Detecting Nuclear Weapons: The IAEA And The Politics Of Proliferation (Routledge Global Security Studies)
This book critically examines the effectiveness of the International Atomic Energy Authority (IAEA), the international organization charged with preventing the spread of nuclear weapons.
Kane Chen looks at its safeguards system in order to evaluate the risk and possibility of a non-nuclear-weapons state that is party to the Non-Proliferation Treaty (NPT) developing nuclear weapons undetected, concluding that gaps that existed in the old safeguards regime prior to the adoption of the stronger IAEA safeguards have remained.
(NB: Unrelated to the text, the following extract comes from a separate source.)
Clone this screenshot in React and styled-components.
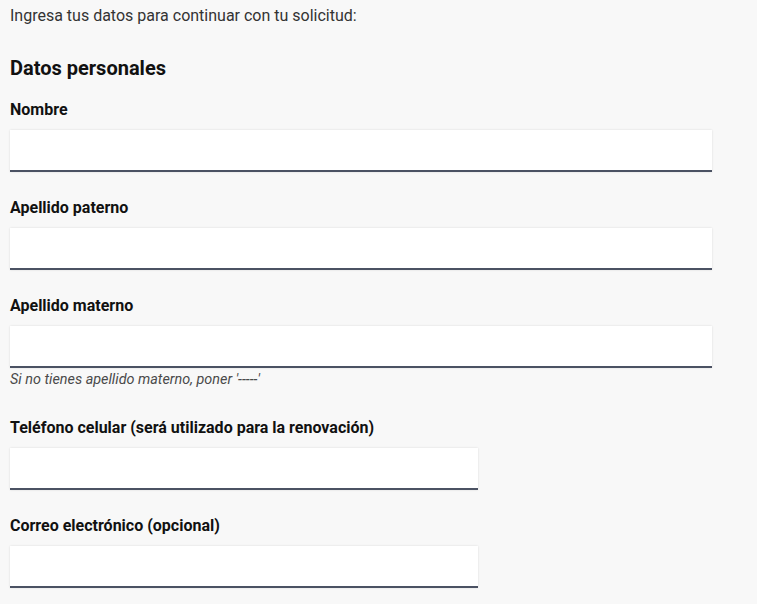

To assess the effectiveness of these IAEA safeguards, the book offers a general model to assess the effectiveness of other international regimes – Compliance, Coverage, Counterfactuals, Cohesiveness, and Change (the 'Five C's'). Based on these criteria, the gaps in the old nuclear safeguards regime are identified using four cases: Iraq (1962-1991), North Korea (1965-1994), Libya (1978-2004) and Iran (1967-2006). Each of these cases highlights the gaps and loopholes in the NPT, and in the old and current IAEA safeguards system. Overall, the author demonstrates that the essence of the safeguards system, coupled with the IAEA’s verification practices and enforcement capabilities, fail to sufficiently deter and detect non-compliance and secret programs.
Detecting Nuclear Weapons will be of great interest to students of nuclear proliferation, international security and global governance.